• Challenge: Retype, exactly as they stand, the lines from the start of the data to the line that contains "string; label: string", both ends included. Leave the pictures out.

• Given data:
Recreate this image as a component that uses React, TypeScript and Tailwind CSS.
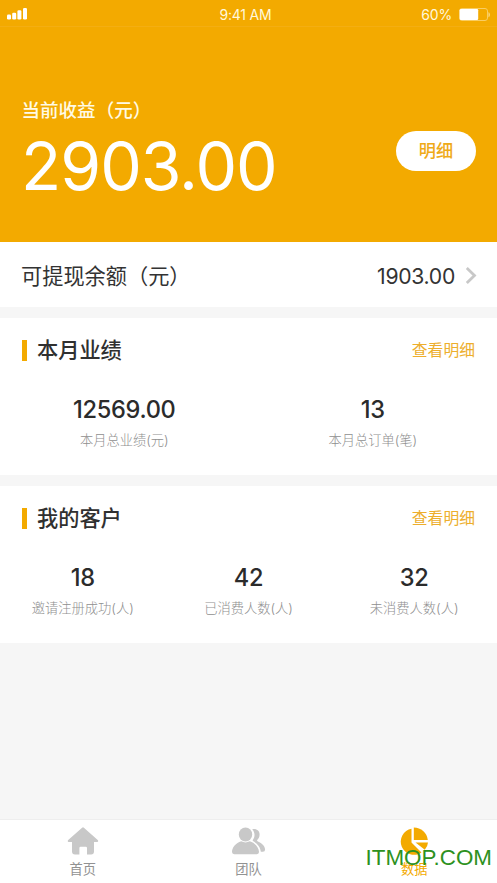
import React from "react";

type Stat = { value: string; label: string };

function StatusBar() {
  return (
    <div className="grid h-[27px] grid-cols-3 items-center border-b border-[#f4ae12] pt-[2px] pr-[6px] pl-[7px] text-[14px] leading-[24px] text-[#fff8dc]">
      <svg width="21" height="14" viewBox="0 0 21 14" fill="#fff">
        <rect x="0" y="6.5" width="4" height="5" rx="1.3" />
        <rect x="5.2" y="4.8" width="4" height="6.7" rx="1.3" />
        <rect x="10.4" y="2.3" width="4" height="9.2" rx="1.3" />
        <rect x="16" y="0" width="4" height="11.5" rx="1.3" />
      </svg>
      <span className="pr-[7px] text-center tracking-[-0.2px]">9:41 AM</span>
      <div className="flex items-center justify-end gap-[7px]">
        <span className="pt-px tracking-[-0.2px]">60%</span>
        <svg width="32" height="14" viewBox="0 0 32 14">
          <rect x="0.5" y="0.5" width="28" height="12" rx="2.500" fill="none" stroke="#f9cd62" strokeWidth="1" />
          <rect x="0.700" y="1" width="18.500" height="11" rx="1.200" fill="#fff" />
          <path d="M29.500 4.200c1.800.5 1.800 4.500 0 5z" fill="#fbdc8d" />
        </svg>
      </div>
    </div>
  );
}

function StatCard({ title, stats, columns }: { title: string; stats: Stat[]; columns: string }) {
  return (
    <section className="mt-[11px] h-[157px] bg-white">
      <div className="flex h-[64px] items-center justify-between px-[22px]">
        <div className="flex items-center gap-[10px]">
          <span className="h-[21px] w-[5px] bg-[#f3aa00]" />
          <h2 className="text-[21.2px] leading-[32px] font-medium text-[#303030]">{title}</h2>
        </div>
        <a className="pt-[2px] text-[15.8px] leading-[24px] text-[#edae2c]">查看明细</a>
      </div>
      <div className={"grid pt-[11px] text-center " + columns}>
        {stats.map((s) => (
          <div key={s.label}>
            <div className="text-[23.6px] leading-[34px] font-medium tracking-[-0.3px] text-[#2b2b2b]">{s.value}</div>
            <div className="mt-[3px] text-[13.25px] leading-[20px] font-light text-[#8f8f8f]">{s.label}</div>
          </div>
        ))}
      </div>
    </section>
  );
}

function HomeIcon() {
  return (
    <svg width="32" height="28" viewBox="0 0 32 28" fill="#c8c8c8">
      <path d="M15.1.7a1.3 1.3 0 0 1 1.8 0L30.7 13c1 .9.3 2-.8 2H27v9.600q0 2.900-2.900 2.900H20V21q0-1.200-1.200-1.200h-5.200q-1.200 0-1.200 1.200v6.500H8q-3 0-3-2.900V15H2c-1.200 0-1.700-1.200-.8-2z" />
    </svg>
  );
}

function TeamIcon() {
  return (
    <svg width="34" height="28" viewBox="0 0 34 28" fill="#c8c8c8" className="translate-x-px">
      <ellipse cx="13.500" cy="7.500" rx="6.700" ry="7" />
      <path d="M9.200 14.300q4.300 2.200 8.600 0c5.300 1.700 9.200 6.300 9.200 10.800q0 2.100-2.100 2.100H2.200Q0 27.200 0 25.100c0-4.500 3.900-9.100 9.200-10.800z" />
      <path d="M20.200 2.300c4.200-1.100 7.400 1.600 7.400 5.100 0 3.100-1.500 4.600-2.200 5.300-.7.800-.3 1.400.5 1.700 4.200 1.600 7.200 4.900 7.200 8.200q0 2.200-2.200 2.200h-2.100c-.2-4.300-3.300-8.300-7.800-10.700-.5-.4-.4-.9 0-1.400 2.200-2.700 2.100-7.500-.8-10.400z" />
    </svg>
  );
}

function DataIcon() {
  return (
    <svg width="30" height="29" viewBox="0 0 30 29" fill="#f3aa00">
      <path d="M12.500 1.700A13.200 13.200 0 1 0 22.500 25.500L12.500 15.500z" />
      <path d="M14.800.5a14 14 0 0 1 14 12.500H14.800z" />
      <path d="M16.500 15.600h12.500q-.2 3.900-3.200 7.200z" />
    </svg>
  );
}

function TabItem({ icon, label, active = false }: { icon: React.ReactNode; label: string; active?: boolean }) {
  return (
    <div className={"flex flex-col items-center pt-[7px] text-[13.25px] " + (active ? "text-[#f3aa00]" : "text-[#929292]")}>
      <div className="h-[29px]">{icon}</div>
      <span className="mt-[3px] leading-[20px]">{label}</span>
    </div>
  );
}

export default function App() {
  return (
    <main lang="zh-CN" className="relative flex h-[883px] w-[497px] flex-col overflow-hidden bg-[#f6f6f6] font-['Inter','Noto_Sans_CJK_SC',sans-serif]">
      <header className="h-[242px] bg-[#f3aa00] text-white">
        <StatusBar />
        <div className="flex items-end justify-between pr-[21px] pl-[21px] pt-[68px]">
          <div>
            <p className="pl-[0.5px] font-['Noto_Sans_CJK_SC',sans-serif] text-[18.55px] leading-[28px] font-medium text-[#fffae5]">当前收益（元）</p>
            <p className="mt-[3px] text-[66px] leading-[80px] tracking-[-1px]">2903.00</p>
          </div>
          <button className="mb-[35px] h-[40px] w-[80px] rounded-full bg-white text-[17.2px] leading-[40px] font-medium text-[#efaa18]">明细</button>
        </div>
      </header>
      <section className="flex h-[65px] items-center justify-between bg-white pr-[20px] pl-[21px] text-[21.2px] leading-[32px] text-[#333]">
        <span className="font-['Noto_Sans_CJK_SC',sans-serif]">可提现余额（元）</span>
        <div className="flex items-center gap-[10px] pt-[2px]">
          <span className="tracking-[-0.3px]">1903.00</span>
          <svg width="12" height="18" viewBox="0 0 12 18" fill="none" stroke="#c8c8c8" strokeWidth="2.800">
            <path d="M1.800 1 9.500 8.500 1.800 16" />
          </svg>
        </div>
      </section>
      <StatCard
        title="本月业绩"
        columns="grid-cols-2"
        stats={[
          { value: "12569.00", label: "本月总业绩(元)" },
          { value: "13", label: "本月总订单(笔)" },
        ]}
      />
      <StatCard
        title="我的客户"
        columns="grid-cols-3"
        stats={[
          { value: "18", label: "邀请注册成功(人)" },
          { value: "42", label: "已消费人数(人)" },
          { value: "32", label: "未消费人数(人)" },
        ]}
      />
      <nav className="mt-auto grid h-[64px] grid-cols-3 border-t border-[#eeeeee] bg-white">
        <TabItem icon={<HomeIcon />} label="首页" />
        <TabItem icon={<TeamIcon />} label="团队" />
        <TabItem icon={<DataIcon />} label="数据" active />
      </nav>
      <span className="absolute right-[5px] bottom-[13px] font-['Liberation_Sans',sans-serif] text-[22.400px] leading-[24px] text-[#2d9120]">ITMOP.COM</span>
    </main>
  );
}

• Exercise output:
Recreate this image as a component that uses React, TypeScript and Tailwind CSS.
import React from "react";

type Stat = { value: string; label: string };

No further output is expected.